*STATED TASK*
Go through the lines below and copy each one that holds the string "this".

*DATA EXCERPTS*
┌────────
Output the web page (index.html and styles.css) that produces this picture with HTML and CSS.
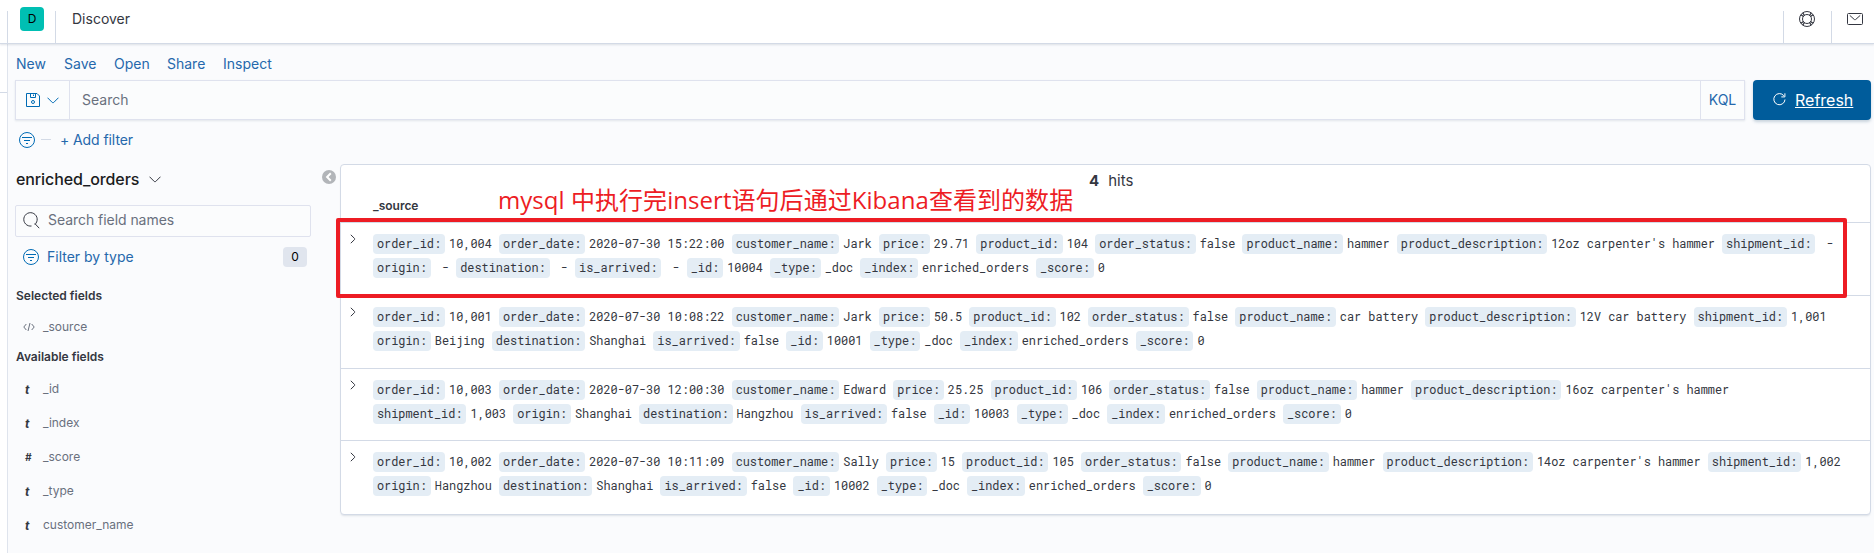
└────────
┌────────
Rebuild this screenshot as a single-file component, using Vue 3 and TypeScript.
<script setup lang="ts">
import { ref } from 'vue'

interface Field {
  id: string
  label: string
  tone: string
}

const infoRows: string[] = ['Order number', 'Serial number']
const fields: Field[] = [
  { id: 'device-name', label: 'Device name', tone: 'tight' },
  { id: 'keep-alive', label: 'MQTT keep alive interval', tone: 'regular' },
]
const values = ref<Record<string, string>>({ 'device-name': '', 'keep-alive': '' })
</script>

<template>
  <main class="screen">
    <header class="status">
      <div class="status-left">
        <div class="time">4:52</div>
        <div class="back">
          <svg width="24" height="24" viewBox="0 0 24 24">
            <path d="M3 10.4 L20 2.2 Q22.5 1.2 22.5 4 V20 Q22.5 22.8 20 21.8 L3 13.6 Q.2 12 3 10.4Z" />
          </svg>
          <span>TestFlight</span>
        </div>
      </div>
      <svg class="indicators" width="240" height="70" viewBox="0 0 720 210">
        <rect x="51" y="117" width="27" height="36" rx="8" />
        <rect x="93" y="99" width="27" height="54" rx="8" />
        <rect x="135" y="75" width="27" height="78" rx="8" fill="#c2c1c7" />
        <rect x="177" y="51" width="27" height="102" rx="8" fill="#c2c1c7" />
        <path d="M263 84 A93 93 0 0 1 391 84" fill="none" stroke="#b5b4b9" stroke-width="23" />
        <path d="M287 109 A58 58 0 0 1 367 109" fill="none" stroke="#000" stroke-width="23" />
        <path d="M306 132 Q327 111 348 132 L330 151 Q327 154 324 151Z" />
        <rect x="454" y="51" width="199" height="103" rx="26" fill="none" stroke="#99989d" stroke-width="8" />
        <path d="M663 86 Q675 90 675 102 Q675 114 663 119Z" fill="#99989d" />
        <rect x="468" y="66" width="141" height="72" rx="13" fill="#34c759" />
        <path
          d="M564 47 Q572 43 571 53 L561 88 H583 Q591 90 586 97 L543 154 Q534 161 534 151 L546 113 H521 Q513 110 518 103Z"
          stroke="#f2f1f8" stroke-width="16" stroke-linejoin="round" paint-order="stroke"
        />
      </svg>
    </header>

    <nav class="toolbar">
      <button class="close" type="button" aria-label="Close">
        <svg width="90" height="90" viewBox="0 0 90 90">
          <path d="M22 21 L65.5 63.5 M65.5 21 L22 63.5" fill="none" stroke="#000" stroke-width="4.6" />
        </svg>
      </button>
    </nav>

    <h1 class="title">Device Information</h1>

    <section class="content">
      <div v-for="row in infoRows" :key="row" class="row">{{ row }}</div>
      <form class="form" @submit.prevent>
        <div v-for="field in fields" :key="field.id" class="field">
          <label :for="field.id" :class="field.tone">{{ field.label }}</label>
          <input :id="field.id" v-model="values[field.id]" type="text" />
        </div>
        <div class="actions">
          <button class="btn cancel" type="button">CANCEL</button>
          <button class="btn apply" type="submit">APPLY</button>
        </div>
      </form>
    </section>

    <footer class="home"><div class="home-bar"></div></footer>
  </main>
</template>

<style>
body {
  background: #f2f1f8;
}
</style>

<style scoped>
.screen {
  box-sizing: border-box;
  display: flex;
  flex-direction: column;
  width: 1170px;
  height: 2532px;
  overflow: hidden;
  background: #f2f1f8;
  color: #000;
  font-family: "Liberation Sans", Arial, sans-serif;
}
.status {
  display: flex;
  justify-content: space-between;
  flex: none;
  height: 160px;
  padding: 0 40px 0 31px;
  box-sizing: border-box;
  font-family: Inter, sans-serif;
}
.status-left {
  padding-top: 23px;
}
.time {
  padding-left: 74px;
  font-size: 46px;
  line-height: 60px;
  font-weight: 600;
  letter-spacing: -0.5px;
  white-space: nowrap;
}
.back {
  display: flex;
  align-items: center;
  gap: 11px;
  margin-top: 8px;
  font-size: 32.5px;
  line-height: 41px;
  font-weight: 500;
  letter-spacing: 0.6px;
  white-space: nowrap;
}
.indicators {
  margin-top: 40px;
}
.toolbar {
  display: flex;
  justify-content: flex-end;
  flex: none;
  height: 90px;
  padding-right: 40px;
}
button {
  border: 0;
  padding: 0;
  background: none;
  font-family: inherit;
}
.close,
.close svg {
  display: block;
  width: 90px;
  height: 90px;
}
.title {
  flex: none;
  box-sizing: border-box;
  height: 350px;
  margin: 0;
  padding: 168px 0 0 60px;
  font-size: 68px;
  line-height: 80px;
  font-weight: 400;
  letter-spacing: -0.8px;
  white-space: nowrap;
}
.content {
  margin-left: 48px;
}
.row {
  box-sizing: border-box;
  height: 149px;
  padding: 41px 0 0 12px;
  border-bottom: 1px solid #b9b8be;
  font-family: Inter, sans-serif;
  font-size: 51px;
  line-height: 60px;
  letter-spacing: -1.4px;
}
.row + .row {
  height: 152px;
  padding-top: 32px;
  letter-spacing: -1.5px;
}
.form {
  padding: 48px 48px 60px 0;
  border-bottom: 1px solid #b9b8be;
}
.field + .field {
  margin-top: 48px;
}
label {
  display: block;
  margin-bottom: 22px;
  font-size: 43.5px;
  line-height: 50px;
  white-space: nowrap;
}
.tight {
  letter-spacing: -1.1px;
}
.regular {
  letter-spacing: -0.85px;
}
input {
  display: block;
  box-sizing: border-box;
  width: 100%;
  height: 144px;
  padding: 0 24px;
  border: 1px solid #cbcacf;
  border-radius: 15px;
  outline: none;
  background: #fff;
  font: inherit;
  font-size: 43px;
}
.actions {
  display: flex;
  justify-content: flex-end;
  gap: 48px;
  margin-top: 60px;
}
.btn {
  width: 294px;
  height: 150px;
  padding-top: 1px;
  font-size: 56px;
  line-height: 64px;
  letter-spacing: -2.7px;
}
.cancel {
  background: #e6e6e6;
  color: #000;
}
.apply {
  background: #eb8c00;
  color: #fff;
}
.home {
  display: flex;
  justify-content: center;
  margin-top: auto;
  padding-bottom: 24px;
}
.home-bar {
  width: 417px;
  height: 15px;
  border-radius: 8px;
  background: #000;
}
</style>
└────────
*FULL RESPONSE*
Output the web page (index.html and styles.css) that produces this picture with HTML and CSS.
Rebuild this screenshot as a single-file component, using Vue 3 and TypeScript.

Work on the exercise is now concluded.